Monday, September 21, 2020

"GREAT TREES SOMETIMES FALL"

    In times like these, with the death of Ruth Bader Ginsburg (among many giants who have left us this year - Gay Wilmore, John Prine, Joseph Lowery, CT Vivian, John Lewis, and now the notorious RBG), I think that the only words I can say are from a powerful poem from Maya Angelou that I encountered when John Lewis died, so here it is.

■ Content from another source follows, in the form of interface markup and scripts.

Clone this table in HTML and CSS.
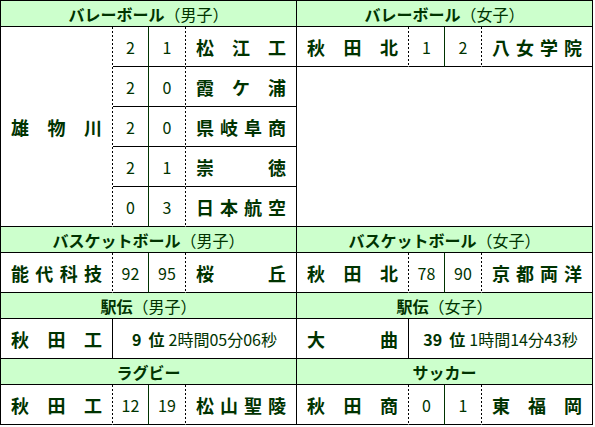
FILE: index.html
```html
<!DOCTYPE html>
<html lang="ja">
<head>
<meta charset="utf-8">
<title>結果</title>
<link rel="stylesheet" href="styles.css">
</head>
<body>
<div class="board">
  <div class="cell hd wide">バレーボール<span class="sub">（男子）</span></div>
  <div class="cell hd wide">バレーボール<span class="sub">（女子）</span></div>

  <div class="cell team dash tall"><span>雄</span><span>物</span><span>川</span></div>
  <div class="cell score green">2</div>
  <div class="cell score dash">1</div>
  <div class="cell team"><span>松</span><span>江</span><span>工</span></div>
  <div class="cell team dash"><span>秋</span><span>田</span><span>北</span></div>
  <div class="cell score green">1</div>
  <div class="cell score dash">2</div>
  <div class="cell team"><span>八</span><span>女</span><span>学</span><span>院</span></div>

  <div class="cell score green">2</div>
  <div class="cell score dash">0</div>
  <div class="cell team"><span>霞</span><span>ケ</span><span>浦</span></div>
  <div class="cell blank"></div>

  <div class="cell score green">2</div>
  <div class="cell score dash">0</div>
  <div class="cell team"><span>県</span><span>岐</span><span>阜</span><span>商</span></div>

  <div class="cell score green">2</div>
  <div class="cell score dash">1</div>
  <div class="cell team"><span>崇</span><span>徳</span></div>

  <div class="cell score green">0</div>
  <div class="cell score dash">3</div>
  <div class="cell team"><span>日</span><span>本</span><span>航</span><span>空</span></div>

  <div class="cell hd wide">バスケットボール<span class="sub">（男子）</span></div>
  <div class="cell hd wide">バスケットボール<span class="sub">（女子）</span></div>

  <div class="cell team dash"><span>能</span><span>代</span><span>科</span><span>技</span></div>
  <div class="cell score green">92</div>
  <div class="cell score dash">95</div>
  <div class="cell team"><span>桜</span><span>丘</span></div>
  <div class="cell team dash"><span>秋</span><span>田</span><span>北</span></div>
  <div class="cell score green">78</div>
  <div class="cell score dash">90</div>
  <div class="cell team"><span>京</span><span>都</span><span>両</span><span>洋</span></div>

  <div class="cell hd wide">駅伝<span class="sub">（男子）</span></div>
  <div class="cell hd wide">駅伝<span class="sub">（女子）</span></div>

  <div class="cell team"><span>秋</span><span>田</span><span>工</span></div>
  <div class="cell result"><span class="rank"><span class="num">9</span>位</span> 2時間05分06秒</div>
  <div class="cell team"><span>大</span><span>曲</span></div>
  <div class="cell result"><span class="rank"><span class="num">39</span>位</span> 1時間14分43秒</div>

  <div class="cell hd wide">ラグビー</div>
  <div class="cell hd wide">サッカー</div>

  <div class="cell team dash"><span>秋</span><span>田</span><span>工</span></div>
  <div class="cell score green">12</div>
  <div class="cell score dash">19</div>
  <div class="cell team"><span>松</span><span>山</span><span>聖</span><span>陵</span></div>
  <div class="cell team dash"><span>秋</span><span>田</span><span>商</span></div>
  <div class="cell score green">0</div>
  <div class="cell score dash">1</div>
  <div class="cell team"><span>東</span><span>福</span><span>岡</span></div>
</div>
</body>
</html>
```

FILE: styles.css
```css
html, body {
  margin: 0;
  padding: 0;
  background: #ffffff;
}

body {
  font-family: "Noto Sans CJK JP", "Noto Sans", sans-serif;
  color: #003300;
}

.board {
  display: grid;
  grid-template-columns: 112px 36px 37px 111px 112px 36px 37px 111px;
  grid-template-rows: 26px repeat(5, 40px) 26px 40px 26px 40px 26px 40px;
  width: max-content;
  border-left: 1px solid #000;
  border-top: 1px solid #000;
}

.cell {
  box-sizing: border-box;
  display: flex;
  align-items: center;
  border-right: 1px solid #000;
  border-bottom: 1px solid #000;
  line-height: 1;
  white-space: nowrap;
}

.wide {
  grid-column: span 4;
}

.tall {
  grid-row: span 5;
}

.blank {
  grid-column: span 4;
  grid-row: span 4;
}

.hd {
  justify-content: center;
  background: #ccffcc;
  font-size: 16px;
  font-weight: bold;
}

.sub {
  font-weight: normal;
}

.team {
  justify-content: space-between;
  padding: 0 10px 0 10px;
  font-size: 18px;
  font-weight: bold;
}

.score {
  justify-content: center;
  font-size: 16px;
}

.green {
  border-right-color: #003300;
}

.dash {
  border-right-color: transparent;
  background-image: repeating-linear-gradient(to bottom, #000 0 2px, transparent 2px 4px);
  background-size: 1px 100%;
  background-position: right top;
  background-repeat: no-repeat;
  background-origin: border-box;
}

.result {
  grid-column: span 3;
  justify-content: center;
  font-size: 16px;
}

.rank {
  font-weight: bold;
  margin-right: 4px;
}

.num {
  margin-right: 7px;
}
```
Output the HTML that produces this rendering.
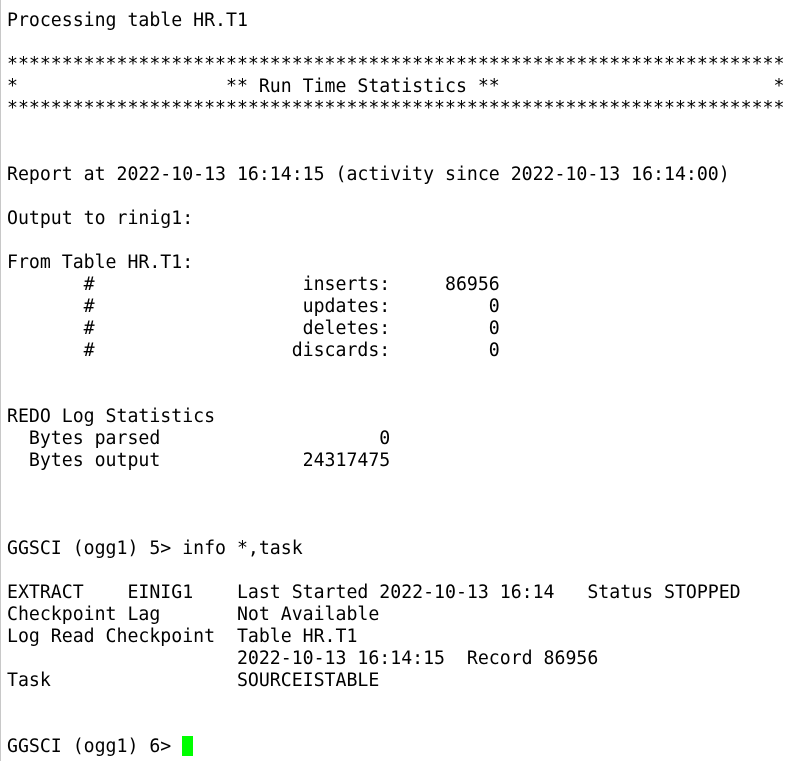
<!DOCTYPE html>
<html><head><meta charset="utf-8"><style>
html,body{margin:0;padding:0;background:#fff;}
body{width:803px;height:761px;overflow:hidden;position:relative;border-left:1px solid #c8c8c8;box-sizing:border-box;}
pre{margin:0;padding:10px 0 0 6px;font-family:"DejaVu Sans Mono","Liberation Mono",monospace;font-size:18.2px;line-height:22px;color:#000;white-space:pre;}
.cur{display:inline-block;width:11px;height:20px;background:#00ff00;vertical-align:-4px;}
</style></head><body><pre>Processing table HR.T1

***********************************************************************
*                   ** Run Time Statistics **                         *
***********************************************************************


Report at 2022-10-13 16:14:15 (activity since 2022-10-13 16:14:00)

Output to rinig1:

From Table HR.T1:
       #                   inserts:     86956
       #                   updates:         0
       #                   deletes:         0
       #                  discards:         0


REDO Log Statistics
  Bytes parsed                    0
  Bytes output             24317475



GGSCI (ogg1) 5&gt; info *,task

EXTRACT    EINIG1    Last Started 2022-10-13 16:14   Status STOPPED
Checkpoint Lag       Not Available
Log Read Checkpoint  Table HR.T1
                     2022-10-13 16:14:15  Record 86956
Task                 SOURCEISTABLE


GGSCI (ogg1) 6&gt; <span class="cur"></span></pre></body></html>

"WHEN GREAT TREES FALL" by MAYA ANGELOU

When great trees fall, 

rocks on distant hills shudder, 

lions hunker down 

in tall grasses,

and even elephants lumber after safety.


When great trees fall in forests,

small things recoil into silence,

their senses

eroded beyond repair.


When great souls die,

the air around us becomes

light, rare, sterile.

We breathe, briefly.

Our eyes, briefly,

see with a hurtful clarity.

Our memory, suddenly sharpened,

examines,

gnaws on kind words, unsaid,

promised walks never taken.


Great souls die and 

our reality, bound to

them, takes leave of us.

Our souls, dependent upon their nurture,

now shrink, wizened.

Our minds, formed 

and informed by their radiance,

fall away.

We are not so much maddened

as reduced to the unutterable ignorance of 

dark, cold caves.


And, when great souls die,

after a period peace blooms,

slowly and always

irregularly.  Spaces fill

with a kind of

soothing electric vibration.

Our senses, restored, never

to be the same, whisper to us.

They existed.  They existed.

We can be. Be and be

better. For they existed.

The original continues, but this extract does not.